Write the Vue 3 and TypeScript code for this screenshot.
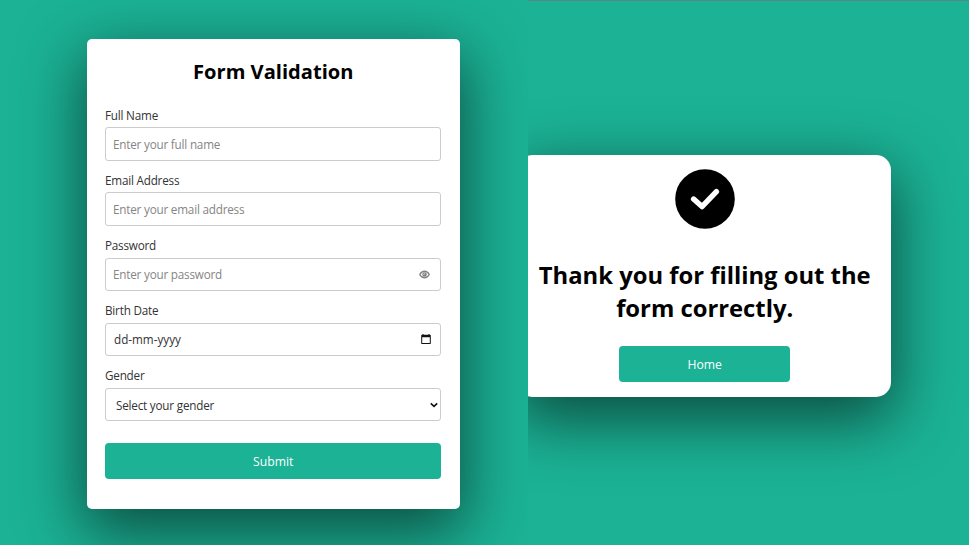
<script setup lang="ts">
interface Field {
  id: string
  label: string
  text: string
  kind: 'text' | 'email' | 'password' | 'date' | 'select'
}

const fields: Field[] = [
  { id: 'name', label: 'Full Name', text: 'Enter your full name', kind: 'text' },
  { id: 'email', label: 'Email Address', text: 'Enter your email address', kind: 'email' },
  { id: 'password', label: 'Password', text: 'Enter your password', kind: 'password' },
  { id: 'birth', label: 'Birth Date', text: 'dd-mm-yyyy', kind: 'date' },
  { id: 'gender', label: 'Gender', text: 'Select your gender', kind: 'select' },
]
</script>

<template>
  <div class="screen">
    <main class="pane form-pane">
      <form class="card" @submit.prevent>
        <h1 class="title">Form Validation</h1>
        <div v-for="f in fields" :key="f.id" class="field">
          <label class="label" :for="f.id">{{ f.label }}</label>
          <div class="control" :class="f.kind">
            <span v-if="f.kind === 'date' || f.kind === 'select'" class="value">{{ f.text }}</span>
            <input v-else :id="f.id" class="input" :type="f.kind" :placeholder="f.text" />
            <svg v-if="f.kind === 'password'" class="eye" viewBox="0 0 22 18">
              <path d="M1.5 9C6 .2 16 .2 20.500 9 16 17.800 6 17.800 1.500 9z" />
              <circle cx="11" cy="9" r="4.500" />
              <path class="glint" d="M8.700 9Q11 9.500 11 6.700" />
            </svg>
            <svg v-if="f.kind === 'date'" class="calendar" viewBox="0 0 10 10">
              <path fill="#111" fill-rule="evenodd" d="M1.5 0h1v.7h5V0h1v.7h.6q.7 0 .7.7v7.900q0 .7-.7.7H.9q-.7 0-.7-.7V1.400q0-.7.7-.7h.6zM1.200 3.200V9h7.600V3.200z" />
            </svg>
            <svg v-if="f.kind === 'select'" class="chevron" viewBox="0 0 8 6">
              <path fill="none" stroke="#111" stroke-width="1.6" d="M.8 1.300 4 4.300l3.200-3" />
            </svg>
          </div>
        </div>
        <button class="button submit" type="submit">Submit</button>
      </form>
    </main>

    <section class="pane thanks-pane">
      <div class="thanks">
        <svg class="check" viewBox="0 0 60 60">
          <circle cx="30" cy="30" r="29.800" />
          <path d="M18.600 30 27 37.600 41.400 22.600" />
        </svg>
        <h2 class="message">Thank you for filling out the form correctly.</h2>
        <button class="button home" type="button">Home</button>
      </div>
    </section>
  </div>
</template>

<style>
body {
  background: #1bb295;
}
</style>

<style scoped>
* {
  box-sizing: border-box;
}

.screen {
  display: flex;
  width: 969px;
  height: 545px;
  overflow: hidden;
  background: #1bb295;
  font-family: "Open Sans", "Noto Sans", sans-serif;
}

.pane {
  overflow: hidden;
}

.form-pane {
  width: 528px;
  padding: 39px 0 0 86.6px;
}

.card {
  display: flex;
  flex-direction: column;
  width: 373.700px;
  height: 469.800px;
  padding: 18px 18.800px 0 18.400px;
  border-radius: 5px;
  background: #fff;
  box-shadow: 0 20px 62px 4px rgba(0, 0, 0, 0.56);
}

.title {
  margin: 0 0 9px;
  color: #000;
  font-size: 20.100px;
  font-weight: 700;
  line-height: 30px;
  text-align: center;
}

.field {
  display: flex;
  flex-direction: column;
  height: 65.100px;
  padding-top: 9.500px;
}

.label {
  height: 21.900px;
  color: #333;
  font-size: 11.700px;
  line-height: 18px;
  letter-spacing: -0.2px;
}

.control {
  display: flex;
  align-items: center;
  justify-content: space-between;
  height: 33.600px;
  padding: 0 10px 0 7px;
  border: 1px solid #ccc;
  border-radius: 3px;
  color: #333;
  font-size: 11.700px;
  letter-spacing: -0.2px;
}

.input {
  flex: 1;
  min-width: 0;
  padding: 0;
  border: 0;
  outline: 0;
  background: none;
  color: #333;
  font: inherit;
  letter-spacing: inherit;
}

.input::placeholder {
  color: #858585;
  opacity: 1;
}

.control.date {
  padding: 0 9.500px 1px 8px;
  letter-spacing: 0;
}

.control.select {
  padding: 0 2px 0 10px;
}

.eye {
  width: 11px;
  height: 9px;
  margin-top: 1px;
  fill: none;
  stroke: #858585;
  stroke-width: 2.800;
}

.eye circle {
  fill: #858585;
  stroke: none;
}

.eye .glint {
  stroke: #fff;
  stroke-width: 1.300;
}

.calendar {
  width: 10px;
  height: 10px;
}

.chevron {
  width: 8px;
  height: 6px;
}

.button {
  padding: 0;
  border: 0;
  border-radius: 4px;
  background: #1bb295;
  color: #fff;
  font: 500 12.200px "Open Sans", "Noto Sans", sans-serif;
}

.submit {
  height: 35.500px;
  margin-top: 22px;
}

.thanks-pane {
  flex: 1;
  padding-top: 153.800px;
  border-top: 1px solid #5b8581;
}

.thanks {
  display: flex;
  flex-direction: column;
  align-items: center;
  width: 373.400px;
  height: 242px;
  margin-left: -10px;
  padding-top: 14px;
  border-radius: 15px;
  background: #fff;
  box-shadow: 0 20px 62px 4px rgba(0, 0, 0, 0.56);
}

.check {
  width: 60px;
  height: 60px;
}

.check path {
  fill: none;
  stroke: #fff;
  stroke-width: 5.400;
  stroke-linecap: round;
  stroke-linejoin: round;
}

.message {
  width: 350px;
  margin: 30.400px 0 21.200px;
  color: #000;
  font-size: 23.800px;
  font-weight: 700;
  line-height: 33px;
  text-align: center;
}

.home {
  width: 171.500px;
  height: 35.500px;
}
</style>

******************************

Quote the full listing above word for word; exclude every picture from the copy.

Write the Vue 3 and TypeScript code for this screenshot.
<script setup lang="ts">
interface Field {
  id: string
  label: string
  text: string
  kind: 'text' | 'email' | 'password' | 'date' | 'select'
}

const fields: Field[] = [
  { id: 'name', label: 'Full Name', text: 'Enter your full name', kind: 'text' },
  { id: 'email', label: 'Email Address', text: 'Enter your email address', kind: 'email' },
  { id: 'password', label: 'Password', text: 'Enter your password', kind: 'password' },
  { id: 'birth', label: 'Birth Date', text: 'dd-mm-yyyy', kind: 'date' },
  { id: 'gender', label: 'Gender', text: 'Select your gender', kind: 'select' },
]
</script>

<template>
  <div class="screen">
    <main class="pane form-pane">
      <form class="card" @submit.prevent>
        <h1 class="title">Form Validation</h1>
        <div v-for="f in fields" :key="f.id" class="field">
          <label class="label" :for="f.id">{{ f.label }}</label>
          <div class="control" :class="f.kind">
            <span v-if="f.kind === 'date' || f.kind === 'select'" class="value">{{ f.text }}</span>
            <input v-else :id="f.id" class="input" :type="f.kind" :placeholder="f.text" />
            <svg v-if="f.kind === 'password'" class="eye" viewBox="0 0 22 18">
              <path d="M1.5 9C6 .2 16 .2 20.500 9 16 17.800 6 17.800 1.500 9z" />
              <circle cx="11" cy="9" r="4.500" />
              <path class="glint" d="M8.700 9Q11 9.500 11 6.700" />
            </svg>
            <svg v-if="f.kind === 'date'" class="calendar" viewBox="0 0 10 10">
              <path fill="#111" fill-rule="evenodd" d="M1.5 0h1v.7h5V0h1v.7h.6q.7 0 .7.7v7.900q0 .7-.7.7H.9q-.7 0-.7-.7V1.400q0-.7.7-.7h.6zM1.200 3.200V9h7.600V3.200z" />
            </svg>
            <svg v-if="f.kind === 'select'" class="chevron" viewBox="0 0 8 6">
              <path fill="none" stroke="#111" stroke-width="1.6" d="M.8 1.300 4 4.300l3.200-3" />
            </svg>
          </div>
        </div>
        <button class="button submit" type="submit">Submit</button>
      </form>
    </main>

    <section class="pane thanks-pane">
      <div class="thanks">
        <svg class="check" viewBox="0 0 60 60">
          <circle cx="30" cy="30" r="29.800" />
          <path d="M18.600 30 27 37.600 41.400 22.600" />
        </svg>
        <h2 class="message">Thank you for filling out the form correctly.</h2>
        <button class="button home" type="button">Home</button>
      </div>
    </section>
  </div>
</template>

<style>
body {
  background: #1bb295;
}
</style>

<style scoped>
* {
  box-sizing: border-box;
}

.screen {
  display: flex;
  width: 969px;
  height: 545px;
  overflow: hidden;
  background: #1bb295;
  font-family: "Open Sans", "Noto Sans", sans-serif;
}

.pane {
  overflow: hidden;
}

.form-pane {
  width: 528px;
  padding: 39px 0 0 86.6px;
}

.card {
  display: flex;
  flex-direction: column;
  width: 373.700px;
  height: 469.800px;
  padding: 18px 18.800px 0 18.400px;
  border-radius: 5px;
  background: #fff;
  box-shadow: 0 20px 62px 4px rgba(0, 0, 0, 0.56);
}

.title {
  margin: 0 0 9px;
  color: #000;
  font-size: 20.100px;
  font-weight: 700;
  line-height: 30px;
  text-align: center;
}

.field {
  display: flex;
  flex-direction: column;
  height: 65.100px;
  padding-top: 9.500px;
}

.label {
  height: 21.900px;
  color: #333;
  font-size: 11.700px;
  line-height: 18px;
  letter-spacing: -0.2px;
}

.control {
  display: flex;
  align-items: center;
  justify-content: space-between;
  height: 33.600px;
  padding: 0 10px 0 7px;
  border: 1px solid #ccc;
  border-radius: 3px;
  color: #333;
  font-size: 11.700px;
  letter-spacing: -0.2px;
}

.input {
  flex: 1;
  min-width: 0;
  padding: 0;
  border: 0;
  outline: 0;
  background: none;
  color: #333;
  font: inherit;
  letter-spacing: inherit;
}

.input::placeholder {
  color: #858585;
  opacity: 1;
}

.control.date {
  padding: 0 9.500px 1px 8px;
  letter-spacing: 0;
}

.control.select {
  padding: 0 2px 0 10px;
}

.eye {
  width: 11px;
  height: 9px;
  margin-top: 1px;
  fill: none;
  stroke: #858585;
  stroke-width: 2.800;
}

.eye circle {
  fill: #858585;
  stroke: none;
}

.eye .glint {
  stroke: #fff;
  stroke-width: 1.300;
}

.calendar {
  width: 10px;
  height: 10px;
}

.chevron {
  width: 8px;
  height: 6px;
}

.button {
  padding: 0;
  border: 0;
  border-radius: 4px;
  background: #1bb295;
  color: #fff;
  font: 500 12.200px "Open Sans", "Noto Sans", sans-serif;
}

.submit {
  height: 35.500px;
  margin-top: 22px;
}

.thanks-pane {
  flex: 1;
  padding-top: 153.800px;
  border-top: 1px solid #5b8581;
}

.thanks {
  display: flex;
  flex-direction: column;
  align-items: center;
  width: 373.400px;
  height: 242px;
  margin-left: -10px;
  padding-top: 14px;
  border-radius: 15px;
  background: #fff;
  box-shadow: 0 20px 62px 4px rgba(0, 0, 0, 0.56);
}

.check {
  width: 60px;
  height: 60px;
}

.check path {
  fill: none;
  stroke: #fff;
  stroke-width: 5.400;
  stroke-linecap: round;
  stroke-linejoin: round;
}

.message {
  width: 350px;
  margin: 30.400px 0 21.200px;
  color: #000;
  font-size: 23.800px;
  font-weight: 700;
  line-height: 33px;
  text-align: center;
}

.home {
  width: 171.500px;
  height: 35.500px;
}
</style>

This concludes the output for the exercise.